The police aren’t always consistent about what charges they bring for tagging, and have sometimes laid wilful or intentional damage charges even though the defendant wasn’t a serial tagger and there was no other damage. A High Court decision from 2015 (which disagreed with another decision from 2009) said that in these cases if you’re not a serial tagger and there was no other damage, you should normally only be given a fine or a community-based sentence, even though theoretically you could be imprisoned because the police brought the charge under the more serious offence.

The court process for tagging charges

The process will depend on the particular charge:

  • If you’re charged with tagging under the Summary Offences Act (a Category 1 offence) you’ll be dealt with in the District Court, and usually by Justices of the Peace or a Community Magistrate rather than a judge. With Category 1 charges, you don’t have to go to court at all if you simply want to plead guilty, as you can send the court your plea in writing.
  • If you’re charged with wilful damage under the Summary Offences Act (which is Category 2) you’ll be dealt with by a District Court Judge.
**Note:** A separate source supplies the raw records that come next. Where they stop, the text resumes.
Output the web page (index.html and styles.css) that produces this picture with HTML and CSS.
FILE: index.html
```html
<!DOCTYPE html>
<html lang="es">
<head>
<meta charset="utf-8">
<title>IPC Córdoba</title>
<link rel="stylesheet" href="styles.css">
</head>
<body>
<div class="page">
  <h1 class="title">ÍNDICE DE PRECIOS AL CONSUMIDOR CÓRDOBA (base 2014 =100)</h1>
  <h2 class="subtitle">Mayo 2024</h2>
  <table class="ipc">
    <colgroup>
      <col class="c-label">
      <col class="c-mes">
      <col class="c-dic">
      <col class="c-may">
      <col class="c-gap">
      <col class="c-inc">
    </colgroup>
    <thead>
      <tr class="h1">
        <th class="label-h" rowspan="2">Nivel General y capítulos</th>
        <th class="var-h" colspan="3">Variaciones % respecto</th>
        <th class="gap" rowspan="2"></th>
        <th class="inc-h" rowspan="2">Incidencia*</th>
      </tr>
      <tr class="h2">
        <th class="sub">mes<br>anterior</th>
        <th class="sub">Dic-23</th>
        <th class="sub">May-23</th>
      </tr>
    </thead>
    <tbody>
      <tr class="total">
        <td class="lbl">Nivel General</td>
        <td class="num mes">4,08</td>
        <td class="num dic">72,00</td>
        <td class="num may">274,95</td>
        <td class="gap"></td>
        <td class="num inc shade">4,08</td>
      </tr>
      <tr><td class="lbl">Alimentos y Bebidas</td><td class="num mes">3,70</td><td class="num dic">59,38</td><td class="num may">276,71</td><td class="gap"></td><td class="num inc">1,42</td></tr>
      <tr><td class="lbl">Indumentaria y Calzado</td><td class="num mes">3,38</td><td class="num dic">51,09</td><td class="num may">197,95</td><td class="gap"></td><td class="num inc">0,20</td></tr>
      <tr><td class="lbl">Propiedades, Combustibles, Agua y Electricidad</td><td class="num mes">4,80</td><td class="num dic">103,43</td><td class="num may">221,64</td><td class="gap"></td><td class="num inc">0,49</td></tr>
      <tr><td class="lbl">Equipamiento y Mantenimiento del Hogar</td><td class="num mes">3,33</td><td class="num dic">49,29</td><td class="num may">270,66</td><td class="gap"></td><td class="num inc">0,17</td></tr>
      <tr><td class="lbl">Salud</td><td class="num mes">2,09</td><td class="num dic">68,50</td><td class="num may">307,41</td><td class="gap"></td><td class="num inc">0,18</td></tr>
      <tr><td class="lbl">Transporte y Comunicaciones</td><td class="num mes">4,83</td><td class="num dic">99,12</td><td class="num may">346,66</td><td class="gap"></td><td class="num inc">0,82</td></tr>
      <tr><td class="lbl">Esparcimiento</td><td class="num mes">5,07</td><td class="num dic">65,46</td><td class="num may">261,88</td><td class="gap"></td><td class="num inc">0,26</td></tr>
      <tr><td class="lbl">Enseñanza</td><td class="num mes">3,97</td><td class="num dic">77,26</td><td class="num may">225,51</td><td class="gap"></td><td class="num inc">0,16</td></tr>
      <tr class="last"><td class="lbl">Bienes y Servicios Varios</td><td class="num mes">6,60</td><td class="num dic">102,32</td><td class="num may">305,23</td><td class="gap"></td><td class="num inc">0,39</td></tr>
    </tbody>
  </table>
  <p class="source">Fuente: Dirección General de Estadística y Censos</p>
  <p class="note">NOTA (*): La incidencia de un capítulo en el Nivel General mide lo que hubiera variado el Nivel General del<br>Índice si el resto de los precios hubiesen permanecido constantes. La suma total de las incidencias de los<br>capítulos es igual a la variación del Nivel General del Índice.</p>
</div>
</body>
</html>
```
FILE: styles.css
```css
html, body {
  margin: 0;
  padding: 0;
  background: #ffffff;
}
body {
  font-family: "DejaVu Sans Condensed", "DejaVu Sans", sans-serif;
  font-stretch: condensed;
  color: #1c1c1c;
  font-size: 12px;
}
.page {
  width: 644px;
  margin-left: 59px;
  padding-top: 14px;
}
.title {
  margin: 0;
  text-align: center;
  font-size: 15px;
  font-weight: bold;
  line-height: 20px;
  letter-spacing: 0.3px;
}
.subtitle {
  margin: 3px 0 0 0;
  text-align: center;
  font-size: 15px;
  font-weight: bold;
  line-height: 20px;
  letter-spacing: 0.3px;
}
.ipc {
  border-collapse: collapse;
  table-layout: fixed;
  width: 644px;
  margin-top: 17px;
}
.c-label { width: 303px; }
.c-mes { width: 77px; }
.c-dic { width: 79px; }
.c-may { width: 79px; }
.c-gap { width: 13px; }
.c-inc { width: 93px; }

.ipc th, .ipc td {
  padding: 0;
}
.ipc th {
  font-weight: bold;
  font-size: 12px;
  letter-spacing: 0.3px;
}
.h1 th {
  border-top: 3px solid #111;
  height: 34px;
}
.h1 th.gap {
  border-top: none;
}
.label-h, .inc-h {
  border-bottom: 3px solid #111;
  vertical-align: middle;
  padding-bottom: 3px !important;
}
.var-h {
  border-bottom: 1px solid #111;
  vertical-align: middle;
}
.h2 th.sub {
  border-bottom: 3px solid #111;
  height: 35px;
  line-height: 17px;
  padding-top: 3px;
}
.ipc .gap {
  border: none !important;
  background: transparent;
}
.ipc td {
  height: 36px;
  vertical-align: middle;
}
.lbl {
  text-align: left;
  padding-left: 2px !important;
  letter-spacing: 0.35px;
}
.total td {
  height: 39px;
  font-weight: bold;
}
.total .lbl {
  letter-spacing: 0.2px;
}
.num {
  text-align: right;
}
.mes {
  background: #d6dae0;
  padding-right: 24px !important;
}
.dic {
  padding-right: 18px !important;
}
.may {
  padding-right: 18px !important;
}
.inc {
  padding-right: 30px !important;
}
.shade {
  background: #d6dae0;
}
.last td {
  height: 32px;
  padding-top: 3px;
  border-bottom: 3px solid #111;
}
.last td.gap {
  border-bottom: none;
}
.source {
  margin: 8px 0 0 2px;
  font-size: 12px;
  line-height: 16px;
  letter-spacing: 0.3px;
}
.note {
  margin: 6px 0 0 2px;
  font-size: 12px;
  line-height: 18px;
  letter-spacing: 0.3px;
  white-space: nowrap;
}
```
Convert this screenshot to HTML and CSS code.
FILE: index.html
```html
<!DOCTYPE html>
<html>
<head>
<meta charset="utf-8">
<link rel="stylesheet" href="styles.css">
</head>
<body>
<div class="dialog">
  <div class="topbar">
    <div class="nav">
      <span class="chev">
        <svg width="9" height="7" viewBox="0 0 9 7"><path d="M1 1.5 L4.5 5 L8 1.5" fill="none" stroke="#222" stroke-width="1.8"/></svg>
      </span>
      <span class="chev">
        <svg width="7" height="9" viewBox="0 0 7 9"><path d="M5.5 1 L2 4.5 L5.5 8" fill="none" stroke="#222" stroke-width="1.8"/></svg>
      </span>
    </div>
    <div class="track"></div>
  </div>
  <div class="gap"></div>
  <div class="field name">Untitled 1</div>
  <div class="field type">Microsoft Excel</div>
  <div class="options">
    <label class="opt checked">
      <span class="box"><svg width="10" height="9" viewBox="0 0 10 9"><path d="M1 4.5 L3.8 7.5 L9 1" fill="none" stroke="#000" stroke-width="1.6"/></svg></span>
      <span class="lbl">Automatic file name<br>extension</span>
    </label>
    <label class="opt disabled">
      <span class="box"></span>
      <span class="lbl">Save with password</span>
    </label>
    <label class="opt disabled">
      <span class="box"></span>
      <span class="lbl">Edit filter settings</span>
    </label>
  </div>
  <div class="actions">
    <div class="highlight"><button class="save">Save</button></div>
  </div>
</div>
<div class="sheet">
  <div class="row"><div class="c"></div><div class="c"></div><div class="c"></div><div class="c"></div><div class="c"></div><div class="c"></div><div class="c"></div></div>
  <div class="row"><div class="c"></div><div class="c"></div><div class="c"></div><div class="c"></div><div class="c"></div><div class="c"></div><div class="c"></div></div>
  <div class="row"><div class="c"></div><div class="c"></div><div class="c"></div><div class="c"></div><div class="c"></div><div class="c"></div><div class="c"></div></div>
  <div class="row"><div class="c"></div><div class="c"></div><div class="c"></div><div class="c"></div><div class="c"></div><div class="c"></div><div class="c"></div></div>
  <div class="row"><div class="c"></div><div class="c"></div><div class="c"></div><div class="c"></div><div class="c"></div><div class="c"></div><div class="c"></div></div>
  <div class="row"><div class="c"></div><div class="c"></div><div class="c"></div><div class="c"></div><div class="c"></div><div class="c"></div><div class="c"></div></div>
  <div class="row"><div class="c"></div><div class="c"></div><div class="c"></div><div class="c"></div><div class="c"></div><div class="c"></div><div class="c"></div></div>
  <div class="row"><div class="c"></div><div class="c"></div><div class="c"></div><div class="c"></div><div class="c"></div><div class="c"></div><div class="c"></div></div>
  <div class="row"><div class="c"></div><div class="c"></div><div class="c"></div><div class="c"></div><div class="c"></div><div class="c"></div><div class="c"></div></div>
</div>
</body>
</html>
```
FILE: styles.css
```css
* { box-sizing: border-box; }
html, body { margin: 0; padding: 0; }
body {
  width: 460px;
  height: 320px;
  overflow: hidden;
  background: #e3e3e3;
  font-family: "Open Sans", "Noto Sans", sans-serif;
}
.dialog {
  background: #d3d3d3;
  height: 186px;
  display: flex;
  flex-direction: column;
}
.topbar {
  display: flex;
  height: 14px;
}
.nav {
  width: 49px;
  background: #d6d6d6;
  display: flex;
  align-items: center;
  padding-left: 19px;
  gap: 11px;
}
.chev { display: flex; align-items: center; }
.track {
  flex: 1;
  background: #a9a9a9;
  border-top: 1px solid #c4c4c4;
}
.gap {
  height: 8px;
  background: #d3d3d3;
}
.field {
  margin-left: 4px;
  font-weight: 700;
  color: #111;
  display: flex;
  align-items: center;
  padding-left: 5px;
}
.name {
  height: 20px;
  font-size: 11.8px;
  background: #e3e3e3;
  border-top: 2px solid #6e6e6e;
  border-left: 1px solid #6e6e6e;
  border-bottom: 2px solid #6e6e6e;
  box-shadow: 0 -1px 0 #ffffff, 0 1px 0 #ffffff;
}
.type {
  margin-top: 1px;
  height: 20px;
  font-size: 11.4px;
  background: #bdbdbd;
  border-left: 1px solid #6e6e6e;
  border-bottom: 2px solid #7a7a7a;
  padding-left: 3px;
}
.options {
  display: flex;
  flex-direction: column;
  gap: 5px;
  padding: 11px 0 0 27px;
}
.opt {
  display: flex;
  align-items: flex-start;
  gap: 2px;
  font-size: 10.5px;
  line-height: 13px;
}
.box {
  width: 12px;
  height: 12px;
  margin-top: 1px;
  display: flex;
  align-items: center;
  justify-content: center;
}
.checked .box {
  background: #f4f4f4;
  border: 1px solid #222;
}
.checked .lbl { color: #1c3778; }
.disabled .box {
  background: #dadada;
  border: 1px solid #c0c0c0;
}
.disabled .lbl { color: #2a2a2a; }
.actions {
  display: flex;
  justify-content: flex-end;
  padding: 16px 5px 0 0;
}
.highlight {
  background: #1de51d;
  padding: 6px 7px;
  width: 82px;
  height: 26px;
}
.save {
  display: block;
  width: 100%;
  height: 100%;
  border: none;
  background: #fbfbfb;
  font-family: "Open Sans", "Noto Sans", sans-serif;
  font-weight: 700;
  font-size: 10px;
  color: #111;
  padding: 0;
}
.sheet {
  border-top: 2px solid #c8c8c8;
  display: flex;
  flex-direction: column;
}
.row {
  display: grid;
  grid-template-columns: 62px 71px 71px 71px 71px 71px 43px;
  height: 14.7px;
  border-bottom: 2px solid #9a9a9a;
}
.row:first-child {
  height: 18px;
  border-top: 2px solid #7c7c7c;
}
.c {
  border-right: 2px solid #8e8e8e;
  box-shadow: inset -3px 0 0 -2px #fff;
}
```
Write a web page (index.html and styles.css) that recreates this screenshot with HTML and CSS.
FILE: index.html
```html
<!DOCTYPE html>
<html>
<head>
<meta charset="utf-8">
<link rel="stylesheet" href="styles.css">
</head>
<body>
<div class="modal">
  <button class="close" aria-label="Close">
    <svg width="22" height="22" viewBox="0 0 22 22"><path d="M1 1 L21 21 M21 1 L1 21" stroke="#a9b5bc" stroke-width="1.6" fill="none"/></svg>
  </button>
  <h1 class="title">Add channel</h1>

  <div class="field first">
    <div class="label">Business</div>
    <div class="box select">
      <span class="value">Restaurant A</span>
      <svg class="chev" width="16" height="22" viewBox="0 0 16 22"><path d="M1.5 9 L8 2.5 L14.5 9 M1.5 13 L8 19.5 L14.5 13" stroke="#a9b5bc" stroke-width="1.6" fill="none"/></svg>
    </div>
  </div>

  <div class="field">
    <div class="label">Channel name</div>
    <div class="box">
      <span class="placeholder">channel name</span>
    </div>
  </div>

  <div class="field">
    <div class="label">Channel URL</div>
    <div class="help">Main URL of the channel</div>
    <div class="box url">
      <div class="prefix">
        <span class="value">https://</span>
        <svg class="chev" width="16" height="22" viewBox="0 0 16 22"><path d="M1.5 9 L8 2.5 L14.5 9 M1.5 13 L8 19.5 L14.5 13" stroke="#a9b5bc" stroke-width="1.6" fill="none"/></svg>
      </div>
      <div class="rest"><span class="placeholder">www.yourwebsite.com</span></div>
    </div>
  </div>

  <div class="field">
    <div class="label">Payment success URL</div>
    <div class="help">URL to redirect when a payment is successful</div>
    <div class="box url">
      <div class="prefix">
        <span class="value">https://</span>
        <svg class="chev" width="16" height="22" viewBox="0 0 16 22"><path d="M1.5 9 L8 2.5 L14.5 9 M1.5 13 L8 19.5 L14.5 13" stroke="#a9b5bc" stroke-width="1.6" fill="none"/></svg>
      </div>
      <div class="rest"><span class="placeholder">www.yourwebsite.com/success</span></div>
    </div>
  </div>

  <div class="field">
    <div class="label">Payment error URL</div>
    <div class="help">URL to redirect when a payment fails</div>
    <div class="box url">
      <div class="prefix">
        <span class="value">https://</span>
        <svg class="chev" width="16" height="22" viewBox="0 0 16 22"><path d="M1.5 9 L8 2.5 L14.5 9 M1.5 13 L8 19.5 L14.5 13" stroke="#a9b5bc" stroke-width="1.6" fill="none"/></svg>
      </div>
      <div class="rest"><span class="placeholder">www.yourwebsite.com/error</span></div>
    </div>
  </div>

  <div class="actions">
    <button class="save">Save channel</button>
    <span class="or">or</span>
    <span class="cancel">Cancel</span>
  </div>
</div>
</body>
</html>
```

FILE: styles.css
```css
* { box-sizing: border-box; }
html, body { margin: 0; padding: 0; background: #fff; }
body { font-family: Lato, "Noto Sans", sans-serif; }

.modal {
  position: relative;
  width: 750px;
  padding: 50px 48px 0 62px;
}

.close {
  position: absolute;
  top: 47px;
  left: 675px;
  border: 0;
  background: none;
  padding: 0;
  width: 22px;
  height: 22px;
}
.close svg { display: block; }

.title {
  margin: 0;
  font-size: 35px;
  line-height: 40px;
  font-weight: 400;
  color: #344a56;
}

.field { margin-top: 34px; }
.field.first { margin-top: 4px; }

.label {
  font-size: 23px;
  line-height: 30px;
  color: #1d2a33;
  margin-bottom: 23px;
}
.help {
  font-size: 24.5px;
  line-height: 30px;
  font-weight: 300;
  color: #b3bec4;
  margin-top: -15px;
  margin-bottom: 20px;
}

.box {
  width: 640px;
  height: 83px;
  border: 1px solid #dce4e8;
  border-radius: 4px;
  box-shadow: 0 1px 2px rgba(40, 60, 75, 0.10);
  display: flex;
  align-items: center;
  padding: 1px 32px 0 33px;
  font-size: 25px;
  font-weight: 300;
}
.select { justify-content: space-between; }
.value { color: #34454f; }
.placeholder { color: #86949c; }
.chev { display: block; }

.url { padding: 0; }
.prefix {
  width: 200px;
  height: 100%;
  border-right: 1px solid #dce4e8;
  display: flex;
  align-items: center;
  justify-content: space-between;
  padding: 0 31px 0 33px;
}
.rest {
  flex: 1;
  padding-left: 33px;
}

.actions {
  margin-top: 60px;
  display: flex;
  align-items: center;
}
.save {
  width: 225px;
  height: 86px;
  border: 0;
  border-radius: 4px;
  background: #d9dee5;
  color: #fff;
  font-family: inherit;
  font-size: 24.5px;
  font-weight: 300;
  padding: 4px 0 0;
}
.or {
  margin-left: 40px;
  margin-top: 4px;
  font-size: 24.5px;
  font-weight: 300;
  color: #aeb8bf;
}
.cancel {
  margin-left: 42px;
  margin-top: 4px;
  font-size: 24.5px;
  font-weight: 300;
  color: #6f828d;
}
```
This will include your trial if you plead not guilty, where you’ll be tried by the judge without a jury.
  • However, if the police charge you under the Crimes Act with intentional damage (which is Category 3), you’ll have the right to choose a jury trial in the District Court.

For an explanation of the different criminal offence categories (see: “Overview of how the criminal courts work”).

Having spraycans or other tagging tools in your possession

Summary Offences Act 1981, s 11B

It’s a criminal offence just to have things like spraycans or markers in your possession, if you don’t have a reasonable excuse and if someone could reasonably conclude at the time that you intended to use them for illegal tagging or graffiti. In these situations you’d need to convince the police, or the judge if it goes to court, that you had the cans or markers for a legitimate purpose – painting a mural for a school or community project for example.

For this offence you can be sentenced to community work, or fined up to $500, or both.